Problem requirements » List each line in which the string "with" appears.

Supplied material »
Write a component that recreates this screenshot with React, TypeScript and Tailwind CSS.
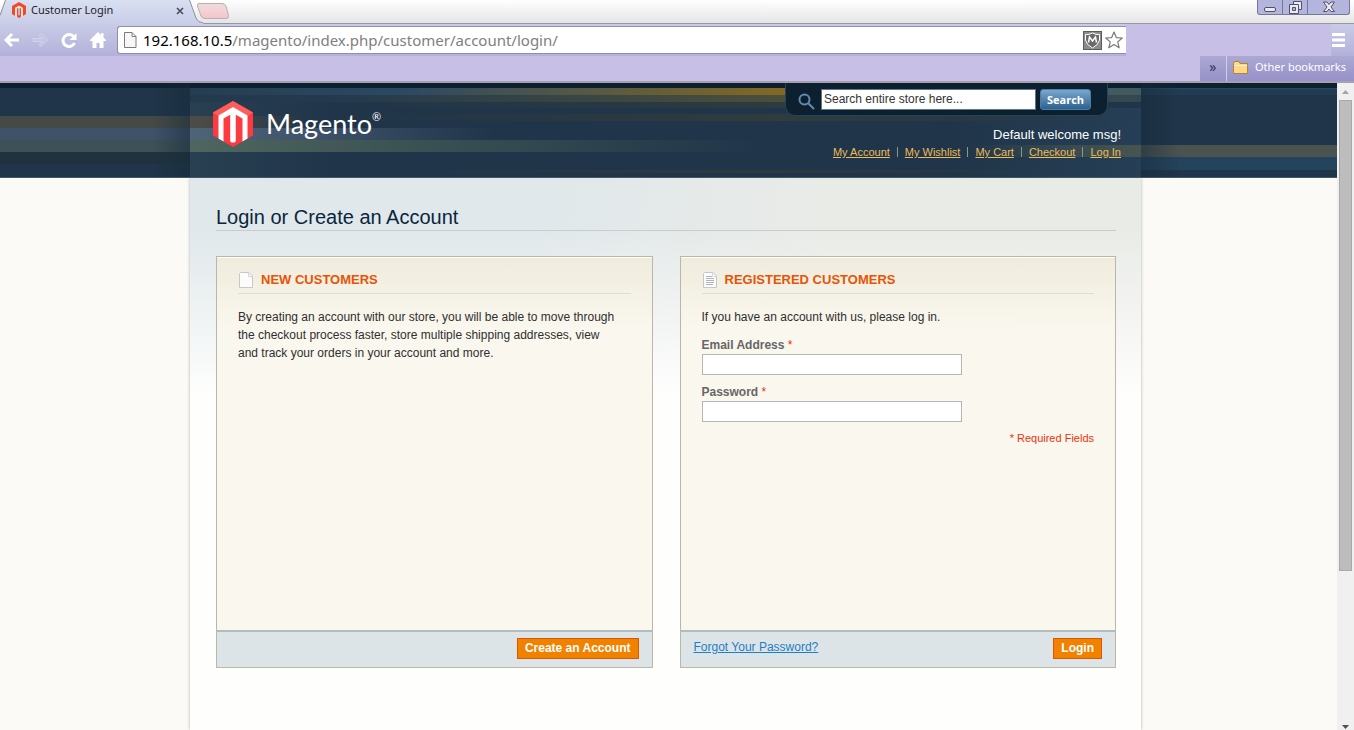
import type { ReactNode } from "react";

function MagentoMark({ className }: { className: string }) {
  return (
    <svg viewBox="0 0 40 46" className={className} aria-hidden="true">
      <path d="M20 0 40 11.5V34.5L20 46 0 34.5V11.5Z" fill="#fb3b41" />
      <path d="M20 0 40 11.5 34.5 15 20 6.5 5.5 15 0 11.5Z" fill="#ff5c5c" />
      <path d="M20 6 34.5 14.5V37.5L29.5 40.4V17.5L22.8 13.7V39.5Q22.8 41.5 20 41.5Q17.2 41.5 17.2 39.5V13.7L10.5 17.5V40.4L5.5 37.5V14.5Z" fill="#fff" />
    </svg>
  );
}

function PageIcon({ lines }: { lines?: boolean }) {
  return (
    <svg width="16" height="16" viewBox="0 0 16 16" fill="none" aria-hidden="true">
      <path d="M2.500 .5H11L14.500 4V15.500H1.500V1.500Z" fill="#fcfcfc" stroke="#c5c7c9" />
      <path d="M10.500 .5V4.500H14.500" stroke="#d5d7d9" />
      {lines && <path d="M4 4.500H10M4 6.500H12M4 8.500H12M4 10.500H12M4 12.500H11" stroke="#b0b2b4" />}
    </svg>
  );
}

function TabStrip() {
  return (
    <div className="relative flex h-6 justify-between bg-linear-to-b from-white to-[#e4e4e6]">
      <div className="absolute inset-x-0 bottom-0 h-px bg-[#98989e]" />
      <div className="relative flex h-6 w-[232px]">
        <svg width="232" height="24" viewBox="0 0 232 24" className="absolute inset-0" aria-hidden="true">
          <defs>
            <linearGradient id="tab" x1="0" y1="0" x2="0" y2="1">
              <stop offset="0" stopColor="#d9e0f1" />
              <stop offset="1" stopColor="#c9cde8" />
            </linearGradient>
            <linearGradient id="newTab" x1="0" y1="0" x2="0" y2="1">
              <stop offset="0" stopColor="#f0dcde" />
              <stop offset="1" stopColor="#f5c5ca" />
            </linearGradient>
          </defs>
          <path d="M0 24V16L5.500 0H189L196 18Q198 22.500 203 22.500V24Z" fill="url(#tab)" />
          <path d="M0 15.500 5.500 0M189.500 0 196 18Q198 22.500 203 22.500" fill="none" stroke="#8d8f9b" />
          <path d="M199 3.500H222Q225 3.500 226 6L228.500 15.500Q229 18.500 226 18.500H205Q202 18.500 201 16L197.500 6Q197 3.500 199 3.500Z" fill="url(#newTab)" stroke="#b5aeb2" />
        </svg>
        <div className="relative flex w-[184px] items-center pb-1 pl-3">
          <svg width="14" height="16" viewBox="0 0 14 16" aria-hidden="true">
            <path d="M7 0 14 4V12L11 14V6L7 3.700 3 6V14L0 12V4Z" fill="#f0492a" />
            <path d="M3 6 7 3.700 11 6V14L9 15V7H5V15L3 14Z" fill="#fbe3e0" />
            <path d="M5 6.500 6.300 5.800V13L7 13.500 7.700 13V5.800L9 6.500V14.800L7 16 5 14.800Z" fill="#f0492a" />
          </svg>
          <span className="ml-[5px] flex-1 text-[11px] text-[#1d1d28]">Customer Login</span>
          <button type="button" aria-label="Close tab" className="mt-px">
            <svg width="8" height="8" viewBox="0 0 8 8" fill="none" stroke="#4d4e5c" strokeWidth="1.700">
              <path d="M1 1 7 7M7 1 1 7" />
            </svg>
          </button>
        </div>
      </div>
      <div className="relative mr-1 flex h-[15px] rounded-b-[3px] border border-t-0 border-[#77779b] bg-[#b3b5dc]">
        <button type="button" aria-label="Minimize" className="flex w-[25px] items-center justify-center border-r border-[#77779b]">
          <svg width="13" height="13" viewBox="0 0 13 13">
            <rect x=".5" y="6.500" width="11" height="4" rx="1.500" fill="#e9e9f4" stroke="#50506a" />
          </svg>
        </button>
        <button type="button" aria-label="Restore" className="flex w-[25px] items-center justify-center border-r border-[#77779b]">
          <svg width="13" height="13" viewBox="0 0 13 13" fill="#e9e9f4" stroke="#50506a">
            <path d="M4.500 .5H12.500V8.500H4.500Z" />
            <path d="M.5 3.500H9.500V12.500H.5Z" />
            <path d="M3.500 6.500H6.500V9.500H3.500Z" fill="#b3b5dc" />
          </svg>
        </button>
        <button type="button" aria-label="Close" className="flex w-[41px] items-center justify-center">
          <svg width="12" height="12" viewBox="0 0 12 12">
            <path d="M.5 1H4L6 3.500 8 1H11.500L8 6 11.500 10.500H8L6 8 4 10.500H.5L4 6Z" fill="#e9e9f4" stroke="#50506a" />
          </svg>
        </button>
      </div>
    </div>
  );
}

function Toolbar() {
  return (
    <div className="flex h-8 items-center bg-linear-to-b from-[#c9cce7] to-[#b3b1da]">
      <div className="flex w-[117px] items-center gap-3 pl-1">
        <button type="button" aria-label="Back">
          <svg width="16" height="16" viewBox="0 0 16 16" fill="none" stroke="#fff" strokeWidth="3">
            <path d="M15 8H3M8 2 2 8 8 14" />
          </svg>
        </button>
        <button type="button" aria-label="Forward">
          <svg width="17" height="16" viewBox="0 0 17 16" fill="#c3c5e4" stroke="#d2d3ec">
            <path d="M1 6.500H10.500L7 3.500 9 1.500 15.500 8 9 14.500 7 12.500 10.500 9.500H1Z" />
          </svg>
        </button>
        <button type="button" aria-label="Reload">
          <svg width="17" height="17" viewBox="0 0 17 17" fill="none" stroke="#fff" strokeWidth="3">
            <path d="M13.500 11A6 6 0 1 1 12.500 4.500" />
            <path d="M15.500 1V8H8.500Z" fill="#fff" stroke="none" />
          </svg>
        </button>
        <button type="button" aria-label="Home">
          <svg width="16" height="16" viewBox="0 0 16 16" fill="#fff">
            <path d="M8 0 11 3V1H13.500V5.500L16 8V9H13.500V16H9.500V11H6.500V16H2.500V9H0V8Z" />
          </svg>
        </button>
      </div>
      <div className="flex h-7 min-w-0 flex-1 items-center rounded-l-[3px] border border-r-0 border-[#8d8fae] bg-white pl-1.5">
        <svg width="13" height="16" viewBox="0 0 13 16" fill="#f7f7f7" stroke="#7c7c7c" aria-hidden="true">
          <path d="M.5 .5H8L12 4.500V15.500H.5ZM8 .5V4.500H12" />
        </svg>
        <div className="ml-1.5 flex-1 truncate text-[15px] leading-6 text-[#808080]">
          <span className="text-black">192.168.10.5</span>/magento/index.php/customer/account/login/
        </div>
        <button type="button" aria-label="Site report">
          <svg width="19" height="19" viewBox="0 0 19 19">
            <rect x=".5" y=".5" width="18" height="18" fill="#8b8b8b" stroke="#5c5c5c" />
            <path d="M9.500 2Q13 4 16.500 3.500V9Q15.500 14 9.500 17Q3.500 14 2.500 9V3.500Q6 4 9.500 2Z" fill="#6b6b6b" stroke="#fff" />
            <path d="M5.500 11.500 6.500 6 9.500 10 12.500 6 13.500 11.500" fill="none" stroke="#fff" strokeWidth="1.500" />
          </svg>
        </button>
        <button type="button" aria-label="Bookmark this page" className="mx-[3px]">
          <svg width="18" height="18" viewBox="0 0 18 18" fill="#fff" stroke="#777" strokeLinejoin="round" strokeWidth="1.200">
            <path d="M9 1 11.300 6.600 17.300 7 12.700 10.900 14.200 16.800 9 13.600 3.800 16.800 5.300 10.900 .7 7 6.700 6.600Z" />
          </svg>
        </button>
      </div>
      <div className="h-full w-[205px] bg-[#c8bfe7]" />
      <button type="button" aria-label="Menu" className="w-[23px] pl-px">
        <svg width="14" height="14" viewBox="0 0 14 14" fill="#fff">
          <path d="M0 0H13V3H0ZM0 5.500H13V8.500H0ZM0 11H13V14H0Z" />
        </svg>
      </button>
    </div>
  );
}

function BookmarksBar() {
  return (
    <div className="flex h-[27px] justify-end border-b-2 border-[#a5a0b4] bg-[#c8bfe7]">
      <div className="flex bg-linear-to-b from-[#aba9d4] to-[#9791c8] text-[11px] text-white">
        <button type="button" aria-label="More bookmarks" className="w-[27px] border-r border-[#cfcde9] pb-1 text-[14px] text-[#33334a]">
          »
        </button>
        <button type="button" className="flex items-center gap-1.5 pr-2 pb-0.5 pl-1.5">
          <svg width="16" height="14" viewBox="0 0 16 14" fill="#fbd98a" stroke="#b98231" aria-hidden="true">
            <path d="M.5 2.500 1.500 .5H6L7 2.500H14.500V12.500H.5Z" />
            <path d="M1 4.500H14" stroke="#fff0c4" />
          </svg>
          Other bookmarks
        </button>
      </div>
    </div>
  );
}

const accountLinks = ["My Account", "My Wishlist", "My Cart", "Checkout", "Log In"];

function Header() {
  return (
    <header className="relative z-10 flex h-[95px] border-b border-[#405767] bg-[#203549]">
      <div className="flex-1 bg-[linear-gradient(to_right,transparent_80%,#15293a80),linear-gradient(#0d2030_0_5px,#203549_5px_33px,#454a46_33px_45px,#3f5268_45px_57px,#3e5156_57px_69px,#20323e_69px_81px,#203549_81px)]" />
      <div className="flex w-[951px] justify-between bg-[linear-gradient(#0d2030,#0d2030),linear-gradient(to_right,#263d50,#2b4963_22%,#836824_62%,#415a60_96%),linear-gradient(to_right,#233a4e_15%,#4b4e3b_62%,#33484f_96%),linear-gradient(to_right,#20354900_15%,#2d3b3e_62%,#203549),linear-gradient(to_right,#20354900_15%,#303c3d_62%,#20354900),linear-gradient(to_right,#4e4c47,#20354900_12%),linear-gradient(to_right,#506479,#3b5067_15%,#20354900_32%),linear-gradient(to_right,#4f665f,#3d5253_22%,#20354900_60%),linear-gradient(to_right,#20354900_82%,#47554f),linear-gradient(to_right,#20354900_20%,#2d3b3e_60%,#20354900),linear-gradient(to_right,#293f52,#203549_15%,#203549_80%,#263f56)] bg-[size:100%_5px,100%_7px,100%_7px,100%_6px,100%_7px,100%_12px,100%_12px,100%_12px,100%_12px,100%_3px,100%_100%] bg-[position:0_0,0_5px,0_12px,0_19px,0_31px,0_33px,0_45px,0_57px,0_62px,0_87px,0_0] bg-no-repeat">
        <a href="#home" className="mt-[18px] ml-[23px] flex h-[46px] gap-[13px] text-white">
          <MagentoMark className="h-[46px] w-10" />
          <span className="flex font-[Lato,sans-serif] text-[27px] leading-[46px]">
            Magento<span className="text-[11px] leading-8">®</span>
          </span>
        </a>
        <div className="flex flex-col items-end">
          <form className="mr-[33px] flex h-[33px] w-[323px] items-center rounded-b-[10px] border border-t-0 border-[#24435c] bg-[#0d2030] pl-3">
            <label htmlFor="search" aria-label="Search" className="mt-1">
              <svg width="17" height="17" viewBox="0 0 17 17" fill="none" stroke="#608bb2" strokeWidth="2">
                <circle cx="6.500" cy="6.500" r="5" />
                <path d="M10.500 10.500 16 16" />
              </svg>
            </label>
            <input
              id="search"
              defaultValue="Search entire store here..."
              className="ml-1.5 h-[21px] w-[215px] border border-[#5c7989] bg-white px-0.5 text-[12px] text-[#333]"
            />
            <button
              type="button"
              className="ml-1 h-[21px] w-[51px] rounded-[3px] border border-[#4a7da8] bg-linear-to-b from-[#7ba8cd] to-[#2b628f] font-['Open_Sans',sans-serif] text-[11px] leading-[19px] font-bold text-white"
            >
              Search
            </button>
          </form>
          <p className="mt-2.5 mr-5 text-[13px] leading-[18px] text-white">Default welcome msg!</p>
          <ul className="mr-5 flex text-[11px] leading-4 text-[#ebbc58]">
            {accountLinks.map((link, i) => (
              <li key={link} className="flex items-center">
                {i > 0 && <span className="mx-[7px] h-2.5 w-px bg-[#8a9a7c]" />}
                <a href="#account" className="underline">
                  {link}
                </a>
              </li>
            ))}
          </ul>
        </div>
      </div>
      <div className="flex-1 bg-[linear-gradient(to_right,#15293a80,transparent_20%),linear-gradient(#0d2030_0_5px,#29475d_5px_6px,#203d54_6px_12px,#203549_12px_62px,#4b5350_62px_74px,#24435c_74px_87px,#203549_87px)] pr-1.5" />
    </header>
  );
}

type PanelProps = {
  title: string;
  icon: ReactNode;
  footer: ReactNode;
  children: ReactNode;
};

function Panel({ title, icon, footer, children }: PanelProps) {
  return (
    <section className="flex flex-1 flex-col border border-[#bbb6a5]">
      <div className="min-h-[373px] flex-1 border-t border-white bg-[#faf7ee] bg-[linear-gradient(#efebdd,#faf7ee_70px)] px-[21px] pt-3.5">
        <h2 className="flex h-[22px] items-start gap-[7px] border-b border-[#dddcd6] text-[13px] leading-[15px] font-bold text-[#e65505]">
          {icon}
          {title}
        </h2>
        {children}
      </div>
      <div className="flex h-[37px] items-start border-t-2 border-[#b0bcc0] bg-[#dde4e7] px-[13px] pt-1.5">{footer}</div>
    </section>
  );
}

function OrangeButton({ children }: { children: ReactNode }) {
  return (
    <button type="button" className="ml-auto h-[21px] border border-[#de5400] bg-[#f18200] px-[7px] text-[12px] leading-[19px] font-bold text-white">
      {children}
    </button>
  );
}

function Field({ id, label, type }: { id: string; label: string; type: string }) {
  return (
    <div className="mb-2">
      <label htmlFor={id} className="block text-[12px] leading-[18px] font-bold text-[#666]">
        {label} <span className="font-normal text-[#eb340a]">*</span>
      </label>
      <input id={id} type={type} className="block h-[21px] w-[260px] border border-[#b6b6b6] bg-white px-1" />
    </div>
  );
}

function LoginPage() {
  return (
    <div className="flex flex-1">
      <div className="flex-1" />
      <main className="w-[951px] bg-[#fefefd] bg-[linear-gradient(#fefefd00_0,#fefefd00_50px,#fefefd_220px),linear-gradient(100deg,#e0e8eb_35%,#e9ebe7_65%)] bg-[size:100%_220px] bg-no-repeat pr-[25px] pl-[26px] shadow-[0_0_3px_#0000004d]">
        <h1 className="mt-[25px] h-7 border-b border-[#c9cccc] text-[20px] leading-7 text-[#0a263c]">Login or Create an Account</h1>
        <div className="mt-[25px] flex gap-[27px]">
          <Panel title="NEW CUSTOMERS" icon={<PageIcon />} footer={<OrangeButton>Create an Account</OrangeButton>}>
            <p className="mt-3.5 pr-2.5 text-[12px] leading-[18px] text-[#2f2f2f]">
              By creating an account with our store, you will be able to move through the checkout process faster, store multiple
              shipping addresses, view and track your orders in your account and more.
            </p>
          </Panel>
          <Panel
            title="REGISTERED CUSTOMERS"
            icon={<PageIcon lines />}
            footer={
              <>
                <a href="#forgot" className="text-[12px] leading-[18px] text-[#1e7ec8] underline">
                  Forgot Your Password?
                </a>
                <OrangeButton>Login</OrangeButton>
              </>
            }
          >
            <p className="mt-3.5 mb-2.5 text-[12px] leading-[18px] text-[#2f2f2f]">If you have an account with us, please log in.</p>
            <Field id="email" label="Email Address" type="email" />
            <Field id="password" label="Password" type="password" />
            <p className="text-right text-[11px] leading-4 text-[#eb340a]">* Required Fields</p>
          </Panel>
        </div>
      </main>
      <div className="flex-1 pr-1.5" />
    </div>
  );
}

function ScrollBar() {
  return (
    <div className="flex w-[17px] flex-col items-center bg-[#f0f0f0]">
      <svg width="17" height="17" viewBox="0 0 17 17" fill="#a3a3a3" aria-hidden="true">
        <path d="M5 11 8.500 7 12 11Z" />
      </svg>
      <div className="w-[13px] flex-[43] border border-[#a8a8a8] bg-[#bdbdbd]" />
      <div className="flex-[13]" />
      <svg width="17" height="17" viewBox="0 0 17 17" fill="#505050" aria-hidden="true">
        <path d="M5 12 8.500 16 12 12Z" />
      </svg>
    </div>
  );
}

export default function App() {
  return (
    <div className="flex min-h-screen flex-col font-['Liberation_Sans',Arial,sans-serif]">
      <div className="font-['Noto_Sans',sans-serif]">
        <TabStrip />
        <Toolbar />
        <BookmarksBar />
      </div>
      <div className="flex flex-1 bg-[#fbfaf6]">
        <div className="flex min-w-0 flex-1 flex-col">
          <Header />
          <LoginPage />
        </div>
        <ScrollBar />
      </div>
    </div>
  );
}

Answer »
Write a component that recreates this screenshot with React, TypeScript and Tailwind CSS.
              By creating an account with our store, you will be able to move through the checkout process faster, store multiple
            <p className="mt-3.5 mb-2.5 text-[12px] leading-[18px] text-[#2f2f2f]">If you have an account with us, please log in.</p>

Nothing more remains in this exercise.